这些调查是必要也是必须的,我并不否认,然则这种时候偏偏遇上这种事。,让我心头格外介怀。
“钱哥,咱们得想办法先回去。”胖子俨然也注意到了一旁阴气沉沉的景小甜。
派出所派的医生正负责将景小甜肩上的伤给包扎好。
我们几个想要放出去,必须等到巴图尔从昏迷中清醒过来。
可巴图尔身上的伤本来就不轻,想要醒来估计难之又难。
按照对方说话的意思,如果巴图尔没有醒过来,或者醒过来后,仍旧指认我们几个就是凶手。这件案子就会一直被提到林雪市总局。
到时候我们几个的麻烦可就越惹越大了。
“对了,你有李菲雅的手机没?”眼下脑子里突然冒出一个念头来,与此同时,忙将胖拉到一边。

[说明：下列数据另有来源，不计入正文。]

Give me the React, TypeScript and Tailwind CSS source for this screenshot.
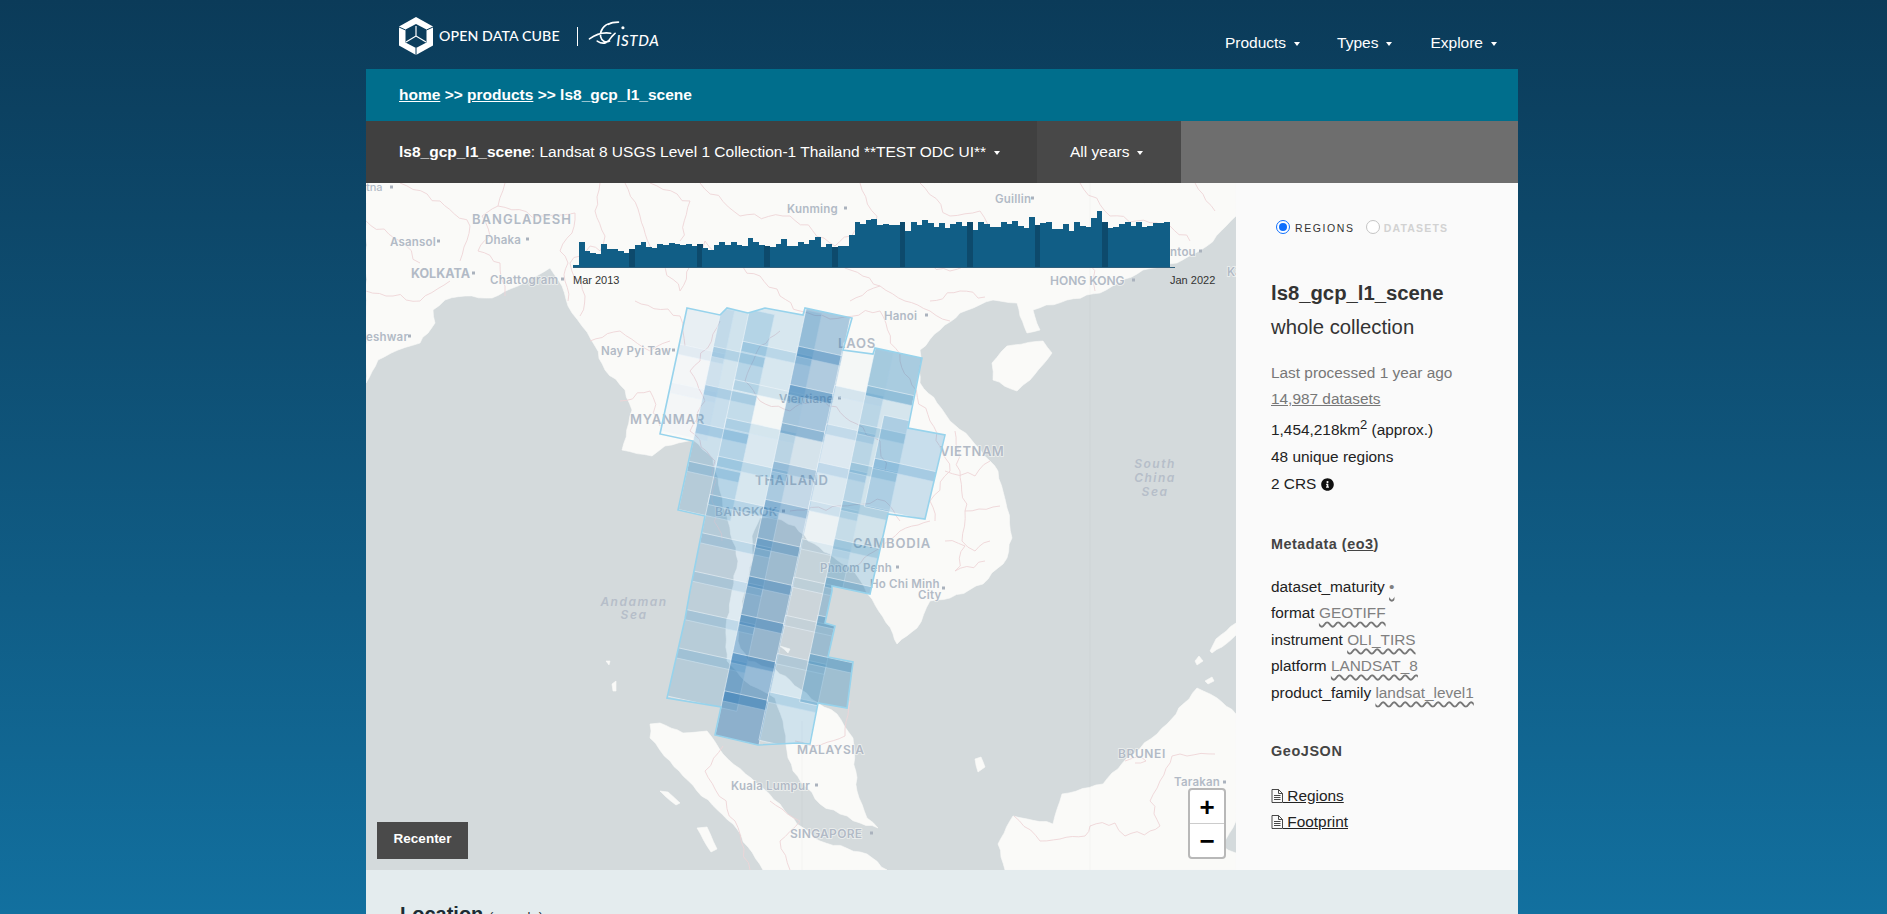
import React from "react";

const topsA = [245,177,204,210,213,183,198,198,204,211,198,187,177,193,195,184,186,181,184,186,183,188,183,196,201,187,177,187,178,185,189,165,178,185,190,192,184,168,189,189,178,182,170,162,192,184,191,189,189,155,117];
const topsB = [122,111,108,125,123,125,125,117,143,117,125,111,120,132,120,135,123,117,129,117,141,117,123,132,132,117,123,114,129,135,102,126,120,117,138,138,123,144,117,129,132,105,84,117,135,132,123,117,129,117,132,129,120,120,117];
const bars = [...topsA, ...topsB].map((t) => (252 - t) / 3);
const darkFrom = [10, 22, 34, 46, 58, 70, 82, 94];

const O = { x: 687, y: 307 };
const pt = (u: number, v: number) => `${(O.x + u - 0.214 * v).toFixed(1)},${(O.y + 0.22 * u + v).toFixed(1)}`;
const quad = (u0: number, u1: number, v0: number, v1: number) => [pt(u0, v0), pt(u1, v0), pt(u1, v1), pt(u0, v1)].join(" ");

function wiggleSeg(a: number[], b: number[], amp: number, seed: number): string[] {
  const dx = b[0] - a[0];
  const dy = b[1] - a[1];
  const len = Math.hypot(dx, dy) || 1;
  const n = Math.max(1, Math.round(len / 7));
  const out: string[] = [];
  for (let i = 1; i <= n; i++) {
    const t = i / n;
    const off = i === n ? 0 : amp * Math.sin(seed * 12.9 + i * 2.7) * Math.cos(seed * 3.1 + i * 1.3);
    out.push(`${(a[0] + dx * t - (dy / len) * off).toFixed(1)},${(a[1] + dy * t + (dx / len) * off).toFixed(1)}`);
  }
  return out;
}
function wigglePoly(p: string, amp: number) {
  const pts = p.split(" ").map((s) => s.split(",").map(Number));
  const out: string[] = [];
  pts.forEach((q, i) => {
    const n = pts[(i + 1) % pts.length];
    const onFrame = (q[0] >= 1236 && n[0] >= 1236) || (q[1] <= 182 && n[1] <= 182) || (q[1] >= 869 && n[1] >= 869);
    out.push(...wiggleSeg(q, n, onFrame ? 0 : amp, i + 1));
  });
  return out.join(" ");
}
function wiggleLine(d: string, amp: number) {
  return d
    .split("M")
    .filter((s) => s.trim())
    .map((sub, si) => {
      const pts = sub.split("L").map((s) => s.trim().split(/\s+/).map(Number));
      let r = `M${pts[0][0]} ${pts[0][1]}`;
      for (let i = 0; i + 1 < pts.length; i++) {
        r += wiggleSeg(pts[i], pts[i + 1], amp, i + si * 5 + 2).map((s) => " L" + s.replace(",", " ")).join("");
      }
      return r;
    })
    .join(" ");
}

type Path = { u: [number, number]; b: number; a: number[]; c: string };
const paths: Path[] = [
  { u: [0, 46], b: 41, a: [0.1, 0.03, 0.03], c: "#4a8fd0" },
  { u: [33, 85], b: 36, a: [0.22, 0.2, 0.26, 0.24, 0.2], c: "#3a90c8" },
  { u: [60, 130], b: 25, a: [0.18, 0.18, 0.03, 0.16, 0.18, 0.2, 0.15, 0.14, 0.18, 0.18], c: "#3a90c8" },
  { u: [114, 158], b: 18, a: [0.38, 0.36, 0.4, 0.18, 0.26, 0.28, 0.32, 0.36, 0.36, 0.48, 0.42], c: "#2b78b4" },
  { u: [157, 206], b: 48, a: [0.03, 0.17, 0.15, 0.17, 0.07, 0.09, 0.05, 0.05, 0.18, 0.22], c: "#3a90c8" },
  { u: [188, 235], b: 41, a: [0.4, 0.18, 0.2, 0.2, 0.2, 0.25, 0.28, 0.3, 0.32], c: "#2f86bb" },
  { u: [210, 272], b: 109, a: [0.26, 0.24], c: "#3a90c8" },
];

const outline = "687,307 720,314 727,307 748,312 765,307 803,314 805,307 852,317 843,349 873,353 875,347 922,357 908,427 945,434 925,518 888,513 870,593 832,585 832,590 825,622 835,625 828,656 853,661 847,707 818,702 810,743 798,742 758,744 715,734 721,706 667,697 685,618 690,590 705,515 678,509 693,440 660,433";

const land = [
  "366,182 1236,182 1236,215 1207,245 1177,262 1143,269 1100,292 1067,299 1033,309 1040,329 1027,332 1020,315 1017,302 993,299 960,312 940,329 920,349 920,382 937,402 950,420 970,437 990,460 998,470 1007,507 1012,537 1007,557 983,583 950,597 930,600 917,627 897,643 893,633 872,598 855,572 830,553 808,540 795,525 775,517 760,517 752,535 752,560 742,600 738,640 748,660 775,668 800,688 818,702 837,713 853,737 857,790 867,817 878,827 860,822 840,813 820,803 793,770 787,750 783,720 775,697 745,680 727,660 726,625 732,590 738,560 728,520 720,490 713,457 693,439 665,445 652,455 622,449 632,409 625,389 605,369 595,345 582,325 568,305 562,285 550,267 518,285 492,297 465,295 445,299 433,309 435,322 420,342 398,349 378,359 366,382",
  "992,362 1007,345 1043,340 1052,352 1030,379 1017,390 993,379",
  "650,723 660,722 683,732 707,730 723,753 757,783 780,803 797,823 820,840 867,853 887,869 763,869 733,823 697,790 670,760 650,737",
  "1005,869 998,843 1013,815 1053,823 1062,793 1103,783 1127,757 1157,733 1167,723 1197,687 1217,697 1236,713 1236,820 1222,845 1236,852 1236,869",
  "1210,650 1216,638 1236,622 1236,634 1222,646 1212,652",
  "660,790 668,791 680,802 676,804",
  "697,827 707,826 717,848 711,851",
  "975,758 981,756 985,766 978,771",
  "1195,660 1199,655 1203,660 1197,664",
  "1205,680 1212,676 1214,680 1208,683",
  "612,683 616,680 616,690 613,690",
  "606,660 610,660 609,664",
  "780,645 790,648 788,652",
];

const borders = [
  "M505 182 L498 205 L482 215 L490 235 L478 250 L500 262 L505 285 L505 295",
  "M498 205 L540 215 L575 212 L572 232 L560 250 L568 262 L565 280 L568 300",
  "M600 182 L595 210 L605 235 L600 250 L590 245 L570 262 L585 295 L580 315",
  "M625 182 L640 215 L650 245 L680 290 L690 265 L705 240 L730 262 L760 275 L780 295 L800 310",
  "M720 320 L700 360 L690 370 L705 400 L690 430 L715 460 L712 500 L722 540",
  "M780 330 L760 345 L745 380 L760 400 L790 410 L820 395 L850 420 L880 440 L885 470",
  "M800 310 L830 318 L880 310 L900 360 L930 420 L950 470 L930 500 L935 520",
  "M790 510 L840 505 L885 500 L900 520",
  "M850 570 L875 550 L900 530 L930 520",
  "M850 300 L880 285 L905 300 L930 310 L950 320",
  "M795 740 L815 745 L845 735 L850 700",
  "M723 745 L705 770 L735 820 L750 869",
  "M790 869 L780 840 L800 820 L770 800",
  "M1014 815 L1040 840 L1060 838 L1085 835 L1090 825 L1115 822 L1125 835 L1150 830 L1160 825 L1150 800 L1160 780 L1172 755 L1180 753 L1215 753",
  "M1125 760 L1140 755 L1146 760 L1135 762",
  "M955 430 L960 470 L965 510 L962 540 L975 550 L990 540 M945 470 L975 475 L990 460 M965 510 L1000 505 M945 540 L965 545 L955 570 L985 560",
  "M400 182 L440 200 L470 225 L460 260 M366 220 L400 240 L420 262 M366 290 L420 300 L450 280",
  "M650 182 L690 200 L680 240 M700 182 L740 215 L790 215 L835 245 L860 225 M860 182 L880 230 L840 262 L880 285",
  "M920 182 L950 215 L980 210 L1000 250 L1060 262 L1090 250 L1095 290 M1080 182 L1110 215 L1170 225 L1190 240 M1195 182 L1215 210",
  "M905 255 L950 270 L985 258 M930 300 L960 290 L985 296",
  "M590 340 L620 330 L650 350 L670 340 M620 400 L650 390 L660 425 M635 300 L680 315 L685 345",
];

type Lbl = [string, number, number, number, number?, number?];
const labels: Lbl[] = [
  ["tna", 366, 190, 11],
  ["BANGLADESH", 472, 223, 13, 1, 600],
  ["Dhaka", 485, 243, 11.5, 0.2, 600],
  ["Asansol", 390, 245, 11.5, 0.2, 600],
  ["KOLKATA", 411, 277, 12.5, 0, 700],
  ["Chattogram", 490, 283, 11.5, 0.3, 600],
  ["eshwar", 366, 340, 11.5, 0.2, 600],
  ["Kunming", 787, 212, 11.5, 0.2, 600],
  ["Guillin", 995, 202, 11.5, 0.2, 600],
  ["ntou", 1170, 255, 11.5, 0.2, 600],
  ["HONG KONG", 1050, 284, 12, 0, 600],
  ["Ka", 1227, 275, 11.5, 0, 600],
  ["Hanoi", 884, 319, 11.5, 0.2, 600],
  ["Nay Pyi Taw", 601, 354, 11.5, 0.2, 600],
  ["MYANMAR", 630, 423, 13, 0.8, 600],
  ["LAOS", 838, 347, 13, 0.8, 600],
  ["Vientiane", 779, 402, 11.5, 0.2, 600],
  ["VIETNAM", 940, 455, 13, 0.5, 600],
  ["THAILAND", 755, 484, 13, 0.8, 600],
  ["BANGKOK", 715, 515, 12, 0.3, 600],
  ["CAMBODIA", 853, 547, 13, 0.8, 600],
  ["Phnom Penh", 820, 571, 11.5, 0.2, 600],
  ["Ho Chi Minh", 870, 587, 11.5, 0.2, 600],
  ["City", 918, 598, 11.5, 0.2, 600],
  ["MALAYSIA", 797, 753, 12, 0.6, 600],
  ["Kuala Lumpur", 731, 789, 11.5, 0.2, 600],
  ["SINGAPORE", 790, 837, 12, 0.3, 600],
  ["BRUNEI", 1118, 757, 12, 0.6, 600],
  ["Tarakan", 1174, 785, 11.5, 0.2, 600],
];
const dots: [number, number][] = [[390,186],[526,238],[437,240],[472,272],[561,278],[408,335],[844,207],[1031,197],[1199,250],[1132,279],[925,314],[672,349],[838,397],[782,510],[896,566],[942,587],[815,784],[870,832],[1223,781]];
const seas: [string, number, number][] = [["Andaman", 634, 605], ["Sea", 634, 618], ["South", 1155, 467], ["China", 1155, 481], ["Sea", 1155, 495]];

function Caret() {
  return <span className="ml-[8px] inline-block h-0 w-0 border-x-[3px] border-t-[4px] border-x-transparent border-t-white align-[2px]" />;
}

function Cube() {
  return (
    <svg viewBox="0 0 34 38" className="h-[38px] w-[34px] shrink-0">
      <path d="M17 0 L34 9.5 V28.5 L17 38 L0 28.5 V9.5 Z" fill="#fff" />
      <path d="M17 7 L27.5 12.5 L27.5 25.5 L17 31 L6.5 25.5 L6.5 12.5 Z" fill="#0b3d5c" />
      <path d="M17 9 V19 M17 19 L7 25 M17 19 L27 25" stroke="#fff" strokeWidth="1.2" fill="none" />
      <path d="M0 10 L6.5 13 M34 10 L27.5 13 M17 38 V31" stroke="#0b3d5c" strokeWidth="1" fill="none" />
    </svg>
  );
}

function Gistda() {
  return (
    <svg viewBox="0 0 72 26" className="h-[29px] w-[81px] shrink-0">
      <path d="M1 16 C8 11 14 10 20 11 M8 18 C14 22 18 19 21 14 L24 11 M20 2 C14 3 10 9 11 14 C12 18 15 20 19 18 M18 3 C21 1 24 1 27 1" stroke="#fff" strokeWidth="1.5" fill="none" strokeLinecap="round" />
      <circle cx="31" cy="6" r="1.4" fill="#fff" />
      <text x="25" y="22" fill="#fff" fontSize="13.5" fontStyle="italic" fontWeight="500" letterSpacing="0.6" fontFamily="Lato, sans-serif">ISTDA</text>
    </svg>
  );
}

function DocIcon() {
  return (
    <svg viewBox="0 0 12 14" className="inline-block h-[14px] w-[12px] align-[-2px]" fill="none" stroke="#333" strokeWidth="0.9">
      <path d="M1 .5 H7.5 L11.5 4.5 V13.5 H1 Z M7.5 .5 V4.5 H11.5" />
      <path d="M3 6.5 H9.5 M3 8.5 H9.5 M3 10.5 H9.5" />
    </svg>
  );
}

function MapArt() {
  return (
    <svg viewBox="366 182 870 687" className="block h-[687px] w-[870px]">
      <defs>
        <clipPath id="scenes"><polygon points={outline} /></clipPath>
      </defs>
      <rect x="366" y="182" width="870" height="687" fill="#d4dadc" />
      <g className="blur-[0.4px]">
        {land.map((p, i) => <polygon key={i} points={wigglePoly(p, 1.3)} fill="#fafaf8" stroke="#fafaf8" strokeWidth="0.6" strokeLinejoin="round" />)}
        {borders.map((d, i) => <path key={i} d={wiggleLine(d, 3)} fill="none" stroke="#eed5d7" strokeWidth="0.9" strokeLinejoin="round" />)}
      </g>
      <path d="M1090 182 V869 M802 720 V869" stroke="#000" strokeOpacity="0.025" />
      {labels.map(([t, x, y, s, ls = 0, w = 500], i) => (
        <text key={i} x={x} y={y} fontSize={s} letterSpacing={ls} fontWeight={w} fill="#b2bac6" stroke="#fafaf8" strokeOpacity="0.7" strokeWidth="1.5" className="[font-family:Inter,sans-serif] [paint-order:stroke]">{t}</text>
      ))}
      {seas.map(([t, x, y], i) => (
        <text key={i} x={x} y={y} fontSize="12" letterSpacing="1.5" fontStyle="italic" fontWeight="600" textAnchor="middle" fill="#b6bec9" className="[font-family:Inter,sans-serif]">{t}</text>
      ))}
      {dots.map(([x, y], i) => <rect key={i} x={x} y={y - 1.5} width="3" height="3" fill="#aab2bd" />)}
      <g clipPath="url(#scenes)">
        {paths.flatMap((p, i) =>
          p.a.map((a, k) => {
            const v0 = k === 0 ? p.b - 48 : p.b + 38.3 * (k - 1) - 5;
            const v1 = p.b + 38.3 * k + 5;
            return <polygon key={`${i}-${k}`} points={quad(p.u[0], p.u[1], v0, v1)} fill={p.c} fillOpacity={a} stroke="#f2f8fb" strokeOpacity="0.7" strokeWidth="0.8" />;
          })
        )}
      </g>
      <polygon points={outline} fill="none" stroke="#97d3ec" strokeWidth="1.6" />
    </svg>
  );
}

function Histogram() {
  return (
    <svg viewBox="0 0 604 60" className="block h-[60px] w-[604px]" shapeRendering="crispEdges">
      {bars.map((h, i) => (
        <rect key={i} x={i * 5.63} y={56 - h} width="5.9" height={h} fill={darkFrom.includes(i) ? "#0d4a6c" : "#115e86"} />
      ))}
      <rect x="0" y="55.5" width="602" height="1" fill="#2f5f7c" />
    </svg>
  );
}

function Meta({ k, v }: { k: string; v: string }) {
  return (
    <div className="h-[26.4px] leading-[26px] text-[#222]">
      {k} <span className="text-[#808080] underline decoration-wavy decoration-[#777] decoration-[1.5px] underline-offset-[3px]">{v}</span>
    </div>
  );
}

export default function App() {
  return (
    <div className="h-[914px] w-full overflow-hidden bg-linear-to-b from-[#0b3b59] to-[#12709f] [font-family:'Liberation_Sans',Arial,sans-serif]">
      <div className="ml-[366px] w-[1152px]">
        <header className="flex h-[69px] items-start justify-between pl-[33px] pr-[21px]">
          <div className="flex items-center pt-[17px]">
            <Cube />
            <span className="ml-[6px] text-[14.2px] font-medium tracking-[0.1px] text-white [font-family:Lato,sans-serif]">OPEN DATA CUBE</span>
            <span className="ml-[17px] h-[19px] w-px bg-white" />
            <span className="ml-[10px] -mt-[2px]"><Gistda /></span>
          </div>
          <nav className="flex pt-[34px] text-[15.5px] leading-[18px] text-white">
            <span>Products<Caret /></span>
            <span className="ml-[37px]">Types<Caret /></span>
            <span className="ml-[38px]">Explore<Caret /></span>
          </nav>
        </header>

        <div className="flex h-[52px] items-center bg-[#006e8c] pl-[33px] text-[15.5px] font-bold text-white">
          <span className="underline">home</span>
          <span>&nbsp;&gt;&gt;&nbsp;</span>
          <span className="underline">products</span>
          <span>&nbsp;&gt;&gt; ls8_gcp_l1_scene</span>
        </div>

        <div className="flex h-[62px] text-[15.5px] text-white">
          <div className="flex w-[671px] items-center bg-[#404040] pl-[33px]">
            <span><b>ls8_gcp_l1_scene</b>: Landsat 8 USGS Level 1 Collection-1 Thailand **TEST ODC UI**<Caret /></span>
          </div>
          <div className="flex w-[144px] items-center bg-[#484848] pl-[33px]">
            <span>All years<Caret /></span>
          </div>
          <div className="flex-1 bg-[#6e6e6e]" />
        </div>

        <div className="flex h-[687px]">
          <div className="relative h-[687px] w-[870px]">
            <MapArt />
            <div className="absolute left-[207px] top-[28px]"><Histogram /></div>
            <span className="absolute left-[207px] top-[90px] text-[11px] leading-[14px] text-[#333]">Mar 2013</span>
            <span className="absolute left-[804px] top-[90px] text-[11px] leading-[14px] text-[#333]">Jan 2022</span>
            <div className="absolute left-[11px] top-[639px] flex h-[37px] w-[91px] items-center justify-center bg-[#4a4a4a] pb-[2px] text-[13.5px] font-bold text-white">Recenter</div>
            <div className="absolute left-[822px] top-[605px] w-[38px] rounded-[4px] border-2 border-[#b8b8b8] bg-white text-black">
              <div className="flex h-[34px] items-center justify-center border-b border-[#ccc] text-[26px] font-bold leading-none">+</div>
              <div className="flex h-[33px] items-center justify-center text-[26px] font-bold leading-none">−</div>
            </div>
          </div>

          <aside className="flex-1 bg-[#fafafa] pl-[35px] text-[15.4px] text-[#222]">
            <div className="mt-[37px] flex h-[14px] items-center pl-[5px]">
              <span className="h-[14px] w-[14px] rounded-full border-[1.5px] border-[#0d6efd] bg-white p-[2px]"><span className="block h-full w-full rounded-full bg-[#0d6efd]" /></span>
              <span className="ml-[5px] mt-[3px] text-[10.5px] tracking-[1.6px] text-[#333]">REGIONS</span>
              <span className="ml-[11px] h-[14px] w-[14px] rounded-full border border-[#c4c4c4] bg-white" />
              <span className="ml-[4px] mt-[3px] text-[10.5px] font-bold tracking-[1.2px] text-[#d2d2d2]">DATASETS</span>
            </div>
            <h2 className="mt-[47px] text-[20.3px] font-bold leading-[24px] text-[#333]">ls8_gcp_l1_scene</h2>
            <div className="mt-[10px] text-[20.3px] leading-[24px] text-[#333]">whole collection</div>
            <div className="mt-[25px] leading-[18px] text-[#777]">Last processed 1 year ago</div>
            <div className="mt-[8px] leading-[18px] text-[#777] underline">14,987 datasets</div>
            <div className="mt-[10px] leading-[24px]">1,454,218km<sup className="text-[13px]">2</sup> (approx.)</div>
            <div className="mt-[3px] leading-[24px]">48 unique regions</div>
            <div className="mt-[3px] flex items-center leading-[24px]">2 CRS
              <svg viewBox="0 0 512 512" className="ml-[5px] h-[13px] w-[13px]" fill="#111">
                <path d="M256 8C119 8 8 119 8 256s111 248 248 248 248-111 248-248S393 8 256 8zm0 110a42 42 0 1 1 0 84 42 42 0 0 1 0-84zm56 254c0 7-5 12-12 12h-88c-7 0-12-5-12-12v-24c0-7 5-12 12-12h12v-64h-12c-7 0-12-5-12-12v-24c0-7 5-12 12-12h64c7 0 12 5 12 12v100h12c7 0 12 5 12 12v24z" />
              </svg>
            </div>
            <div className="mt-[38px] text-[14.4px] font-bold leading-[20px] tracking-[0.5px] text-[#444]">Metadata (<span className="underline">eo3</span>)</div>
            <div className="mt-[20px]">
              <Meta k="dataset_maturity" v="•" />
              <Meta k="format" v="GEOTIFF" />
              <Meta k="instrument" v="OLI_TIRS" />
              <Meta k="platform" v="LANDSAT_8" />
              <Meta k="product_family" v="landsat_level1" />
            </div>
            <div className="mt-[35px] text-[14.4px] font-bold leading-[20px] tracking-[0.6px] text-[#444]">GeoJSON</div>
            <div className="mt-[23px] leading-[24px] underline"><DocIcon /> Regions</div>
            <div className="mt-[2px] leading-[24px] underline"><DocIcon /> Footprint</div>
          </aside>
        </div>

        <section className="h-[200px] bg-[#e4ecee] pl-[34px] pt-[30px]">
          <h3 className="text-[20px] font-bold leading-[28px] text-[#1d2b33]">Location <span className="text-[13px] font-normal tracking-[0.5px]">(sample)</span></h3>
        </section>
      </div>
    </div>
  );
}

领头人无非是想要拿到李菲雅手里的那东西。此番我让胖子给李菲雅打个电话。
李菲雅的电话幸好胖子有。对着号码拨了一遍,然而令我感觉更加震慑的是,李菲雅的号码根本拨不通。
派出所里的负责看护我们的女警,田野劝我们几个人不要着急。
我们几个心里怎能不急?
果然,我的猜测并不错。
将我们几个反将一军的,确实就是那几个所谓的守林人。
眼下距离我们几个到派出所足有两个小时后。
景小甜的手机此刻被对方给拨通了。
一开始我也以为是景小甜的姨打来的。在接过电话后,听见从里面发出来的声音,景小甜不禁身子一歪,差点一个趔趄,撞到一旁的桌子。
我和胖子见状立刻走过去,从里面传出来的沙哑声音,立时让血液一阵倒流。